# start of Stored data

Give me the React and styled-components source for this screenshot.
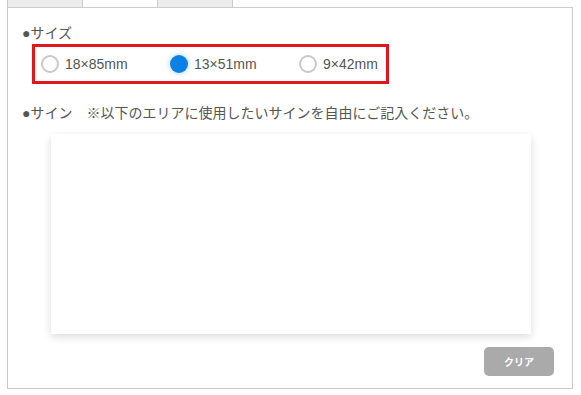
import React, { useState } from "react";
import styled, { createGlobalStyle } from "styled-components";

const Global = createGlobalStyle`
  html, body { margin: 0; padding: 0; background: #fff; }
  body { font-family: "Liberation Sans", "Noto Sans CJK JP", sans-serif; color: #555; }
  * { box-sizing: border-box; }
`;

const Page = styled.div`
  width: 581px;
  height: 395px;
  background: #fff;
  overflow: hidden;
`;

const TabBar = styled.div`
  display: flex;
  margin-left: 7px;
  height: 7px;
`;

const Tab = styled.div`
  width: ${(p) => (p.$first ? 76 : 75)}px;
  height: 7px;
  background: ${(p) => (p.$active ? "#fff" : "#ececec")};
  border-left: ${(p) => (p.$first ? "1px solid #ccc" : "none")};
  border-right: 1px solid #ccc;
`;

const Panel = styled.div`
  margin-left: 7px;
  width: 566px;
  height: 382px;
  border: 1px solid #ccc;
  padding: 15px 14px 0 14px;
  display: flex;
  flex-direction: column;
`;

const Label = styled.div`
  font-size: 14px;
  line-height: 20px;
  color: #555;
  margin-top: ${(p) => p.$mt || 0}px;
  white-space: nowrap;
`;

const RadioGroup = styled.div`
  margin-top: 1px;
  margin-left: 10px;
  width: 357px;
  height: 40px;
  border: 3px solid #e3161b;
  display: flex;
  align-items: center;
  padding-left: 6px;
`;

const RadioItem = styled.label`
  flex: none;
  width: ${(p) => (p.$last ? "auto" : "129px")};
  display: inline-flex;
  align-items: center;
  gap: 6px;
  font-size: 14px;
  color: #555;
  cursor: pointer;
`;

const RadioDot = styled.span`
  width: 18px;
  height: 18px;
  border-radius: 50%;
  flex: none;
  background: ${(p) => (p.$checked ? "#0b80e5" : "#fff")};
  border: ${(p) => (p.$checked ? "none" : "2px solid #c8c8c8")};
  box-shadow: ${(p) => (p.$checked ? "0 0 6px rgba(11,128,229,0.35)" : "none")};
`;

const Canvas = styled.div`
  margin-top: 11px;
  margin-left: 29px;
  width: 480px;
  height: 200px;
  background: #fff;
  box-shadow: 0 3px 8px rgba(0, 0, 0, 0.14);
`;

const ButtonRow = styled.div`
  display: flex;
  justify-content: flex-end;
  margin-top: 13px;
  padding-right: 4px;
`;

const ClearButton = styled.button`
  width: 70px;
  height: 29px;
  border: none;
  border-radius: 5px;
  background: #aaa;
  color: #fff;
  font-family: "Noto Sans CJK JP", sans-serif;
  font-size: 10px;
  font-weight: bold;
  cursor: pointer;
`;

const sizes = ["18×85mm", "13×51mm", "9×42mm"];

export default function App() {
  const [sel, setSel] = useState(1);
  return (
    <Page>
      <Global />
      <TabBar>
        <Tab $first />
        <Tab $active />
        <Tab />
      </TabBar>
      <Panel>
        <Label>●サイズ</Label>
        <RadioGroup>
          {sizes.map((s, i) => (
            <RadioItem key={s} $last={i === sizes.length - 1} onClick={() => setSel(i)}>
              <RadioDot $checked={sel === i} />
              {s}
            </RadioItem>
          ))}
        </RadioGroup>
        <Label $mt={19}>●サイン　※以下のエリアに使用したいサインを自由にご記入ください。</Label>
        <Canvas />
        <ButtonRow>
          <ClearButton>クリア</ClearButton>
        </ButtonRow>
      </Panel>
    </Page>
  );
}
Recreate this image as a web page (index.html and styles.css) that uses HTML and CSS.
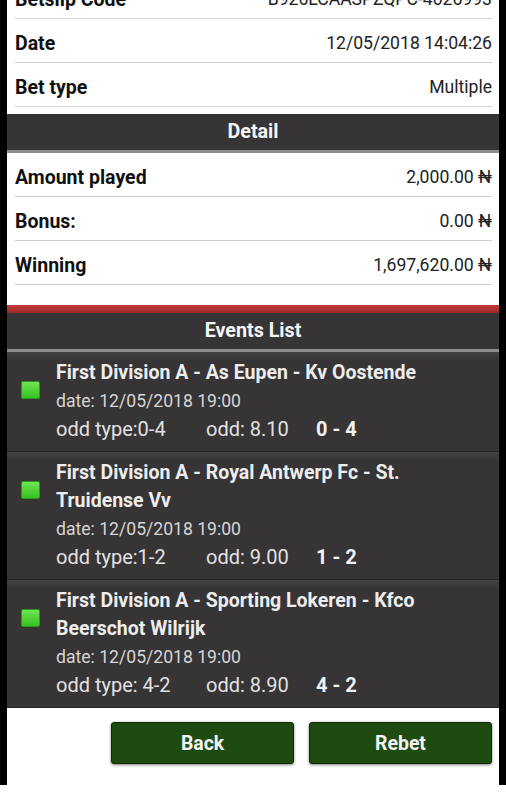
FILE: index.html
```html
<!DOCTYPE html>
<html lang="en">
<head>
    <meta charset="UTF-8">
    <meta name="viewport" content="width=device-width, initial-scale=1.0">
    <title>Betslip Detail</title>
    <link rel="stylesheet" href="styles.css">
</head>
<body>

    <div class="frame">
        <div class="page">

            <div class="info">
                <div class="row"><span class="label">Betslip Code</span><span class="value">B926LCAASPZQPC-4026993</span></div>
                <div class="row"><span class="label">Date</span><span class="value">12/05/2018 14:04:26</span></div>
                <div class="row"><span class="label">Bet type</span><span class="value">Multiple</span></div>
            </div>

            <h2 class="section-title">Detail</h2>

            <div class="detail">
                <div class="row"><span class="label">Amount played</span><span class="value">2,000.00 &#8358;</span></div>
                <div class="row"><span class="label">Bonus:</span><span class="value">0.00 &#8358;</span></div>
                <div class="row"><span class="label">Winning</span><span class="value">1,697,620.00 &#8358;</span></div>
            </div>

            <div class="red-bar"></div>
            <h2 class="section-title">Events List</h2>

            <ul class="events">
                <li class="event">
                    <span class="status"></span>
                    <div class="event-info">
                        <div class="event-name">First Division A - As Eupen - Kv Oostende</div>
                        <div class="event-date">date: 12/05/2018 19:00</div>
                        <div class="event-odds">
                            <span class="odd-type">odd type:0-4</span>
                            <span class="odd">odd: 8.10</span>
                            <span class="score">0 - 4</span>
                        </div>
                    </div>
                </li>
                <li class="event">
                    <span class="status"></span>
                    <div class="event-info">
                        <div class="event-name">First Division A - Royal Antwerp Fc - St. Truidense Vv</div>
                        <div class="event-date">date: 12/05/2018 19:00</div>
                        <div class="event-odds">
                            <span class="odd-type">odd type:1-2</span>
                            <span class="odd">odd: 9.00</span>
                            <span class="score">1 - 2</span>
                        </div>
                    </div>
                </li>
                <li class="event">
                    <span class="status"></span>
                    <div class="event-info">
                        <div class="event-name">First Division A - Sporting Lokeren - Kfco Beerschot Wilrijk</div>
                        <div class="event-date">date: 12/05/2018 19:00</div>
                        <div class="event-odds">
                            <span class="odd-type">odd type: 4-2</span>
                            <span class="odd">odd: 8.90</span>
                            <span class="score">4 - 2</span>
                        </div>
                    </div>
                </li>
            </ul>

            <div class="actions">
                <button class="btn">Back</button>
                <button class="btn">Rebet</button>
            </div>

        </div>
    </div>

</body>
</html>
```

FILE: styles.css
```css
body {
    font-family: Roboto, "Liberation Sans", Arial, sans-serif;
    background-color: #fff;
    margin: 0;
    overflow: hidden;
}

.frame {
    background-color: #000;
    height: 785px;
    padding: 0 7px;
    overflow: hidden;
}

.page {
    background: white;
    height: 810px;
    margin-top: -25px;
}

.row {
    display: flex;
    justify-content: space-between;
    align-items: center;
    height: 38px;
    padding-top: 5px;
    margin: 0 7px 0 8px;
    border-bottom: 1px solid #cfcfcf;
}

.label {
    font-size: 19.5px;
    font-weight: bold;
    color: #111;
}

.value {
    font-size: 17.6px;
    color: #222;
}

.info {
    padding-bottom: 7px;
}

.section-title {
    margin: 0;
    height: 36px;
    line-height: 36px;
    background-color: #363435;
    color: #f4f4f4;
    font-size: 19.7px;
    font-weight: bold;
    text-align: center;
    border-bottom: 3px solid #8d8d8d;
}

.detail {
    padding-bottom: 20px;
}

.red-bar {
    height: 8px;
    background: linear-gradient(#c23b3b, #9c2a2a);
}

.events {
    list-style: none;
    margin: 0;
    padding: 0;
}

.event {
    display: flex;
    background: linear-gradient(#434142, #363435 9px);
    padding: 7px 0 8px;
    border-bottom: 1px solid #222;
}

.status {
    flex: none;
    width: 17px;
    height: 16px;
    margin: 22px 16px 0 14px;
    border: 1px solid #2a9a1c;
    border-radius: 2px;
    background: linear-gradient(#70e452, #34c222);
}

.event-info {
    line-height: 28px;
    padding-right: 60px;
}

.event-name {
    font-size: 19.5px;
    font-weight: bold;
    color: #ededed;
}

.event-date {
    font-size: 17.6px;
    color: #d6d6d6;
}

.event-odds {
    display: flex;
    font-size: 20px;
    color: #e2e2e2;
}

.odd-type {
    width: 150px;
}

.odd {
    width: 110px;
}

.score {
    font-weight: bold;
    color: #f2f2f2;
}

.actions {
    display: flex;
    justify-content: flex-end;
    gap: 15px;
    padding: 14px 7px 0;
}

.btn {
    width: 183px;
    height: 42px;
    background-color: #1d4b10;
    color: #f4f4f4;
    border: 1px solid #102a08;
    border-radius: 3px;
    box-shadow: 0 1px 3px rgba(0, 0, 0, 0.5);
    font-family: inherit;
    font-size: 19.4px;
    font-weight: bold;
    cursor: pointer;
}
```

# end of Stored data

* [Exercise prompt] Provide the number of lines containing the string "React", with no other output.

* [Task output] 2